What's the fastest way to find different equations number in integers?

Question

the equation looks like that:

x1 + x2 + x3 + x4 + ... + xk = n

and ( 0 <= n <= 1000, 0 < k <=1000 )

example:

n=3 and k=2

3+0=3 2+1=3
0+3=3 1+2=3

output: 4 // count of equations

I can't think of anything, even the worst 100 loop way to do this.

Answer 1

n = 0 -> 1
k = 1 -> 1
k = 2 -> n + 1
k > 2 -> func(n, k - 1) + func(n - 1, k - 1) + .... + func(0, k - 1)
      // 0 + ...          1 + ...                     n + 0 + ... + 0

thus, do it recursively....

int func(int n, int k) {
    assert (n >= 0);
    assert (k > 0);
    if (n == 0 || k == 1) {
        return 1;
    }
    else if (k == 2) {
        return n + 1;
    }
    else {
        int sum = 0;
        for (int i = 0; i <= n; i++) {
            sum += func(i, k - 1);
        }
        return sum;
    }
}

to eliminate redundant calculation

int result[NMAX + 1][KMAX + 1] = {0};
int func(int n, int k) {
    assert (n >= 0);
    assert (k > 0);
    if (n == 0 || k == 1) {
        return 1;
    }
    else if (k == 2) {
        return n + 1;
    }
    else if (result[n][k] != 0) {
        return result[n][k];
    }
    else {
        int sum = 0;
        for (int i = 0; i <= n; i++) {
            sum += func(i, k - 1);
        }
        result[n][k] = sum;
        return sum;
    }
}

Answer 2

This sounds like the second Stars and Bars theorem.
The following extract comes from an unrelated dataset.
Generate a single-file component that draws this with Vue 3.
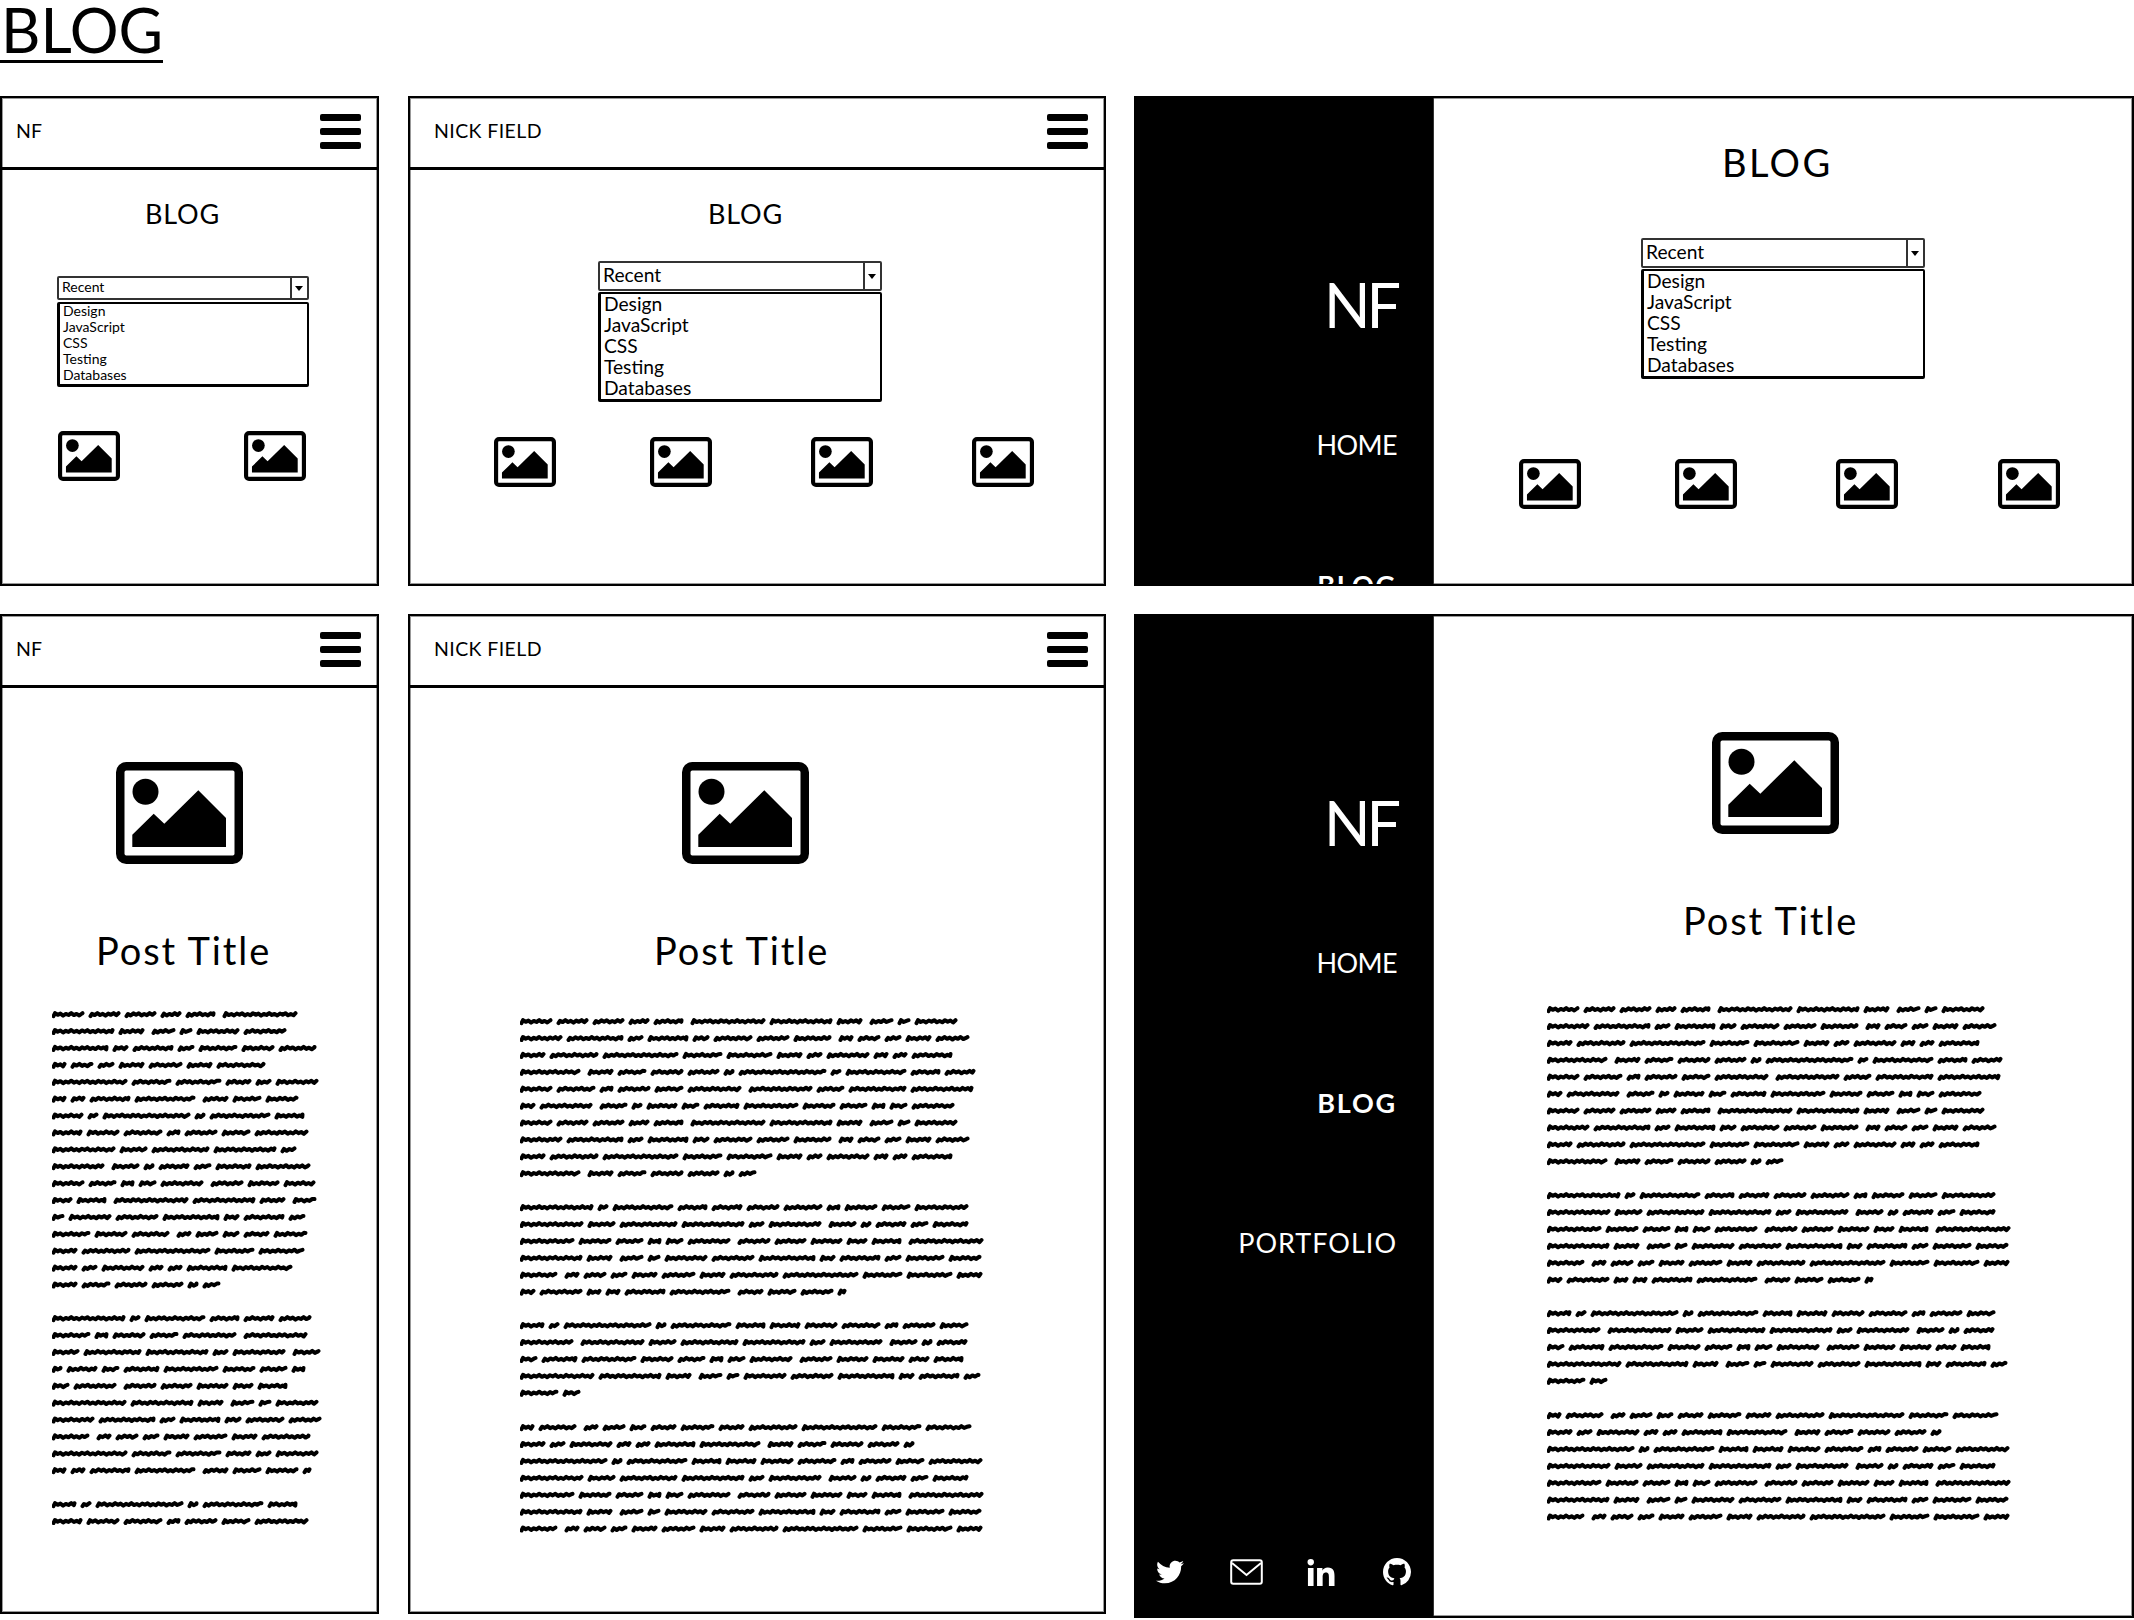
<script setup>
const S = [-32,31,31,20,29,-74,62,25,-23,12,42,42,56,15,40,16,38,32,37,-14,22,16,25,33,25,48,75,39,45,25,15,42,14,14,40,60,-25,28,32,31,10,87,10,60,29,30,32,38,13,32,28,53,-63,27,57,62,15,52,-27,10,30,17,35,54,32,27,13,17,42]
const LINE = 16.9

function wordPath(x, y, w) {
  let d = `M${x + 1.5} ${(y + 1.7).toFixed(1)}`
  let up = true
  for (let t = 3; t < w - 1.5; t += 2.7) {
    const a = 0.9 + 0.5 * Math.sin((x + t) * 0.73)
    d += `L${(x + t).toFixed(1)} ${(y + (up ? -a : a * 0.8)).toFixed(1)}`
    up = !up
  }
  return d + `L${(x + w - 1.5).toFixed(1)} ${(y - 1.2).toFixed(1)}`
}

function paragraph({ start, count, first, last }, limit) {
  const words = []
  for (let i = 0; i < count; i++) words.push(S[(start + i) % S.length])
  if (first) words[0] = first
  if (last) words.push(last)
  let x = 0
  let line = 0
  let d = ''
  words.forEach((raw, i) => {
    const w = Math.abs(raw)
    const gap = raw < 0 ? 8 : 5
    if (i > 0 && x + gap + w > limit) {
      line++
      x = 0
    } else if (i > 0) {
      x += gap
    }
    d += wordPath(x, LINE * line + LINE / 2, w)
    x += w
  })
  return { d, height: (line + 1) * LINE, width: limit }
}

const longParas = [
  { start: 0, count: 110, last: 17 },
  { start: 41, count: 67, first: 73, last: 8 },
  { start: 39, count: 47, first: 24, last: 17 },
  { start: 17, count: 82, first: 14 }
]
const shortParas = [
  { start: 0, count: 110, last: 17 },
  { start: 41, count: 67, first: 73, last: 8 },
  { start: 39, count: 13, first: 24 }
]
const narrow = shortParas.map((p) => paragraph(p, 270))
const wide = longParas.map((p) => paragraph(p, 466))

const frames = [
  { id: 'a', size: 'small', kind: 'list', brand: 'NF', pics: 2 },
  { id: 'b', size: 'mid', kind: 'list', brand: 'NICK FIELD', pics: 4 },
  { id: 'c', size: 'wide', kind: 'list', pics: 4 },
  { id: 'd', size: 'small', kind: 'post', brand: 'NF', paras: narrow },
  { id: 'e', size: 'mid', kind: 'post', brand: 'NICK FIELD', paras: wide },
  { id: 'f', size: 'wide', kind: 'post', paras: wide }
]
const options = ['Design', 'JavaScript', 'CSS', 'Testing', 'Databases']
const nav = ['HOME', 'BLOG', 'PORTFOLIO']
</script>

<template>
  <div class="page">
    <svg class="defs" aria-hidden="true">
      <symbol id="pic" viewBox="0 0 127 102">
        <rect x="4.25" y="4.25" width="118.5" height="93.5" rx="6" fill="#fff" stroke="#000" stroke-width="8.5" />
        <circle cx="29.5" cy="29.7" r="13" fill="#000" />
        <path d="M16.3 85V72.7L37.7 51.7 48.3 61.7 82.3 28.3 110 56V85Z" fill="#000" />
      </symbol>
    </svg>

    <h1 class="page-title">BLOG</h1>

    <div class="board">
      <section v-for="f in frames" :key="f.id" class="frame" :class="[f.size, f.kind]">
        <header v-if="f.size !== 'wide'" class="topbar">
          <span class="brand">{{ f.brand }}</span>
          <div class="burger"><span></span><span></span><span></span></div>
        </header>

        <aside v-else class="sidebar">
          <div class="side-logo">NF</div>
          <nav class="side-nav">
            <a v-for="n in nav" :key="n" :class="{ active: n === 'BLOG' }">{{ n }}</a>
          </nav>
          <div class="socials">
            <svg class="tw" viewBox="0 0 512 512"><path fill="#fff" d="M459.37 151.716c.325 4.548.325 9.097.325 13.645 0 138.72-105.583 298.558-298.558 298.558-59.452 0-114.68-17.219-161.137-47.106 8.447.974 16.568 1.299 25.34 1.299 49.055 0 94.213-16.568 130.274-44.832-46.132-.975-84.792-31.188-98.112-72.772 6.498.974 12.995 1.624 19.818 1.624 9.421 0 18.843-1.3 27.614-3.573-48.081-9.747-84.143-51.98-84.143-102.985v-1.299c13.969 7.797 30.214 12.67 47.431 13.319-28.264-18.843-46.781-51.005-46.781-87.391 0-19.492 5.197-37.36 14.294-52.954 51.655 63.675 129.3 105.258 216.365 109.807-1.624-7.797-2.599-15.918-2.599-24.04 0-57.828 46.782-104.934 104.934-104.934 30.213 0 57.502 12.67 76.67 33.137 23.715-4.548 46.456-13.32 66.599-25.34-7.798 24.366-24.366 44.833-46.132 57.827 21.117-2.273 41.584-8.122 60.426-16.243-14.292 20.791-32.161 39.308-52.628 54.253z" /></svg>
            <svg class="mail" viewBox="0 0 33 26"><rect x="1.2" y="1.2" width="30.6" height="23.6" rx="2" fill="none" stroke="#fff" stroke-width="2" /><path d="M2 4L16.5 16 31 4" fill="none" stroke="#fff" stroke-width="2" /></svg>
            <svg class="li" viewBox="0 0 448 448"><path fill="#fff" d="M100.28 448H7.4V148.9h92.88zM53.79 108.1C24.09 108.1 0 83.5 0 53.8a53.79 53.79 0 0 1 107.58 0c0 29.7-24.1 54.3-53.79 54.3zM447.9 448h-92.68V302.4c0-34.7-.7-79.2-48.29-79.2-48.29 0-55.69 37.7-55.69 76.7V448h-92.78V148.9h89.08v40.8h1.3c12.4-23.5 42.69-48.3 87.88-48.3 94 0 111.28 61.9 111.28 142.3V448z" /></svg>
            <svg class="gh" viewBox="0 0 16 16"><path fill="#fff" d="M8 0C3.58 0 0 3.58 0 8c0 3.54 2.29 6.53 5.47 7.59.4.07.55-.17.55-.38 0-.19-.01-.82-.01-1.49-2.01.37-2.53-.49-2.69-.94-.09-.23-.48-.94-.82-1.13-.28-.15-.68-.52-.01-.53.63-.01 1.08.58 1.23.82.72 1.21 1.87.87 2.33.66.07-.52.28-.87.51-1.07-1.78-.2-3.64-.89-3.64-3.95 0-.87.31-1.59.82-2.15-.08-.2-.36-1.02.08-2.12 0 0 .67-.21 2.2.82.64-.18 1.32-.27 2-.27.68 0 1.36.09 2 .27 1.53-1.04 2.2-.82 2.2-.82.44 1.1.16 1.92.08 2.12.51.56.82 1.27.82 2.15 0 3.07-1.87 3.75-3.65 3.95.29.25.54.73.54 1.48 0 1.07-.01 1.93-.01 2.2 0 .21.15.46.55.38A8.013 8.013 0 0016 8c0-4.42-3.58-8-8-8z" /></svg>
          </div>
        </aside>

        <main class="content">
          <template v-if="f.kind === 'list'">
            <h2 class="heading">BLOG</h2>
            <div class="select">
              <div class="select-value">
                <span class="select-text">Recent</span>
                <span class="select-arrow"></span>
              </div>
              <ul class="select-list">
                <li v-for="o in options" :key="o">{{ o }}</li>
              </ul>
            </div>
            <div class="pics">
              <svg v-for="n in f.pics" :key="n" class="pic"><use href="#pic" /></svg>
            </div>
          </template>
          <template v-else>
            <svg class="hero"><use href="#pic" /></svg>
            <h2 class="post-title">Post Title</h2>
            <div class="prose">
              <svg
                v-for="(p, i) in f.paras"
                :key="i"
                class="para"
                :width="p.width"
                :height="p.height"
              >
                <path :d="p.d" />
              </svg>
            </div>
          </template>
        </main>
      </section>
    </div>
  </div>
</template>

<style scoped>
.page {
  width: 2134px;
  height: 1620px;
  overflow: hidden;
  background: #fff;
  color: #000;
  font-family: Lato, "Liberation Sans", sans-serif;
}
.defs {
  position: absolute;
  width: 0;
  height: 0;
}
.page-title {
  box-sizing: border-box;
  width: 163px;
  height: 63px;
  margin: 0 0 33px;
  padding-left: 1px;
  border-bottom: 3px solid #000;
  font-size: 61px;
  font-weight: 400;
  line-height: 60px;
}
.board {
  display: grid;
  grid-template-columns: 379px 698px 999px;
  grid-template-rows: 490px 1004px;
  column-gap: 29px;
  row-gap: 28px;
  align-items: start;
}
.frame {
  box-sizing: border-box;
  border: 2px solid #000;
  overflow: hidden;
  background: #fff;
  box-shadow: inset 0 0 0 1px #999;
}
.list { height: 490px; }
.post { height: 1000px; }
.wide {
  display: flex;
  margin-left: -1px;
}
.wide.post { height: 1004px; }

.topbar {
  box-sizing: border-box;
  height: 72px;
  display: flex;
  align-items: center;
  justify-content: space-between;
  padding: 0 16px 3px 14px;
  border-bottom: 3px solid #000;
}
.mid .topbar { padding-left: 24px; }
.brand {
  font-size: 19.5px;
  line-height: 24px;
}
.mid .brand { letter-spacing: 0.4px; }
.burger {
  width: 41px;
  display: flex;
  flex-direction: column;
  gap: 7px;
}
.burger span {
  height: 7px;
  border-radius: 2px;
  background: #000;
}

.sidebar {
  box-sizing: border-box;
  flex: none;
  width: 298px;
  display: flex;
  flex-direction: column;
  padding: 177px 36px 30px 20px;
  background: #000;
  color: #fff;
  text-align: right;
  border-right: 1px solid #333;
}
.side-logo {
  flex: none;
  font-size: 61px;
  line-height: 60px;
  letter-spacing: -4px;
}
.side-nav {
  flex: none;
  display: flex;
  flex-direction: column;
  gap: 100px;
  margin-top: 90px;
  font-size: 27px;
  line-height: 40px;
}
.side-nav a:nth-child(1) { letter-spacing: -0.6px; }
.side-nav .active {
  font-weight: 700;
  letter-spacing: 1.8px;
}
.side-nav a:nth-child(3) { letter-spacing: 1px; }
.socials {
  flex: none;
  display: grid;
  grid-template-columns: 74px 76px 77px 30px;
  align-items: center;
  margin-top: auto;
}
.tw { width: 28px; height: 28px; }
.mail { width: 33px; height: 26px; }
.li { width: 30px; height: 27px; }
.gh { width: 28px; height: 28px; }

.content {
  flex: 1;
  min-width: 0;
}
.heading {
  margin: 27px 0 0 143px;
  padding-top: 1px;
  font-size: 27px;
  font-weight: 400;
  line-height: 31px;
  letter-spacing: 0.8px;
}
.mid .heading { margin-left: 298px; }
.wide .heading {
  margin: 42px 0 0 288px;
  padding-top: 0;
  font-size: 38px;
  line-height: 44px;
  letter-spacing: 2.4px;
}

.select {
  box-sizing: border-box;
  width: 252px;
  margin: 47px 0 0 55px;
  font-size: 14px;
}
.mid .select {
  width: 284px;
  margin: 32px 0 0 188px;
  font-size: 19.2px;
}
.wide .select {
  width: 284px;
  margin: 54px 0 0 207px;
  font-size: 19.2px;
}
.select-value {
  box-sizing: border-box;
  display: flex;
  justify-content: space-between;
  height: 24px;
  border: 2px solid #333;
  border-radius: 2px;
}
.mid .select-value,
.wide .select-value { height: 30px; }
.select-text {
  align-self: center;
  margin-top: -3px;
  padding-left: 3px;
}
.select-arrow {
  box-sizing: border-box;
  position: relative;
  width: 17px;
  border-left: 2px solid #333;
}
.select-arrow::after {
  content: "";
  position: absolute;
  left: 3px;
  top: 50%;
  margin-top: -2px;
  border-style: solid;
  border-width: 5px 4.5px 0;
  border-color: #000 transparent transparent;
}
.select-list {
  box-sizing: border-box;
  height: 85px;
  margin: 2px 0 0;
  padding: 0 0 0 3px;
  border: 2px solid #000;
  border-bottom-width: 3px;
  border-left-width: 3px;
  border-radius: 2px;
  list-style: none;
  line-height: 16px;
}
.select-list li:first-child { margin-top: -1px; }
.mid .select-list,
.wide .select-list {
  height: 110px;
  margin-top: 1px;
  line-height: 21px;
}

.pics {
  display: flex;
  gap: 124px;
  margin: 44px 0 0 56px;
}
.mid .pics {
  gap: 100px;
  margin: 35px 0 0 84px;
}
.wide .pics {
  gap: 100px;
  margin: 80px 0 0 85px;
}
.pic {
  width: 62px;
  height: 50px;
  flex: none;
}
.mid .pic:nth-child(2),
.wide .pic:nth-child(2) { margin-left: -6px; }
.mid .pic:nth-child(3),
.wide .pic:nth-child(3) { margin-left: -1px; }
.mid .pic:nth-child(4) { margin-left: -1px; }

.hero {
  display: block;
  width: 127px;
  height: 102px;
  margin: 74px 0 0 114px;
}
.mid .hero { margin-left: 272px; }
.wide .hero { margin: 116px 0 0 278px; }
.post-title {
  margin: 63px 0 0 94px;
  font-size: 38px;
  font-weight: 400;
  line-height: 46px;
  letter-spacing: 1.9px;
  white-space: nowrap;
}
.mid .post-title { margin-left: 244px; }
.wide .post-title { margin: 63px 0 0 249px; }
.prose {
  margin: 33px 0 0 50px;
}
.mid .prose { margin: 40px 0 0 110px; }
.wide .prose { margin: 58px 0 0 113px; }
.para {
  display: block;
  margin-bottom: 16.9px;
}
.para path {
  fill: none;
  stroke: #000;
  stroke-width: 4;
  stroke-linecap: round;
  stroke-linejoin: round;
}
</style>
For any pair of natural numbers k and n, the number of distinct k-tuples of non-negative integers whose sum is n is given by the binomial coefficient (^{k + n - 1} _n)...

(I've swapped n and k from the description in Wikipedia to match your question.)

So, in the example you gave with n=3 and k=2, the answer is (^{2 + 3 - 1} ₃) = (⁴ ₃) = 4! / ((4 - 3)! × 3!) = 4.

Therefore, if you pre-cache the factorial values you should be able to do the calculation quickly for any of your values of k and n.

Answer 3

It is more like a math problem.
Suppose you have k-1 |s and n Os. The |s split those Os into k partitions. For example if k = 3 and n = 8 it may be split like this

O O O | O | O O O O

The first partition x1 has 3 Os, the second partition x2 has 1 O, and x3 has 4 Os, that is, 3 + 1 + 4 = 8. So the count of equations is the number of combinations of |s and Os, or C(k + n - 1, n).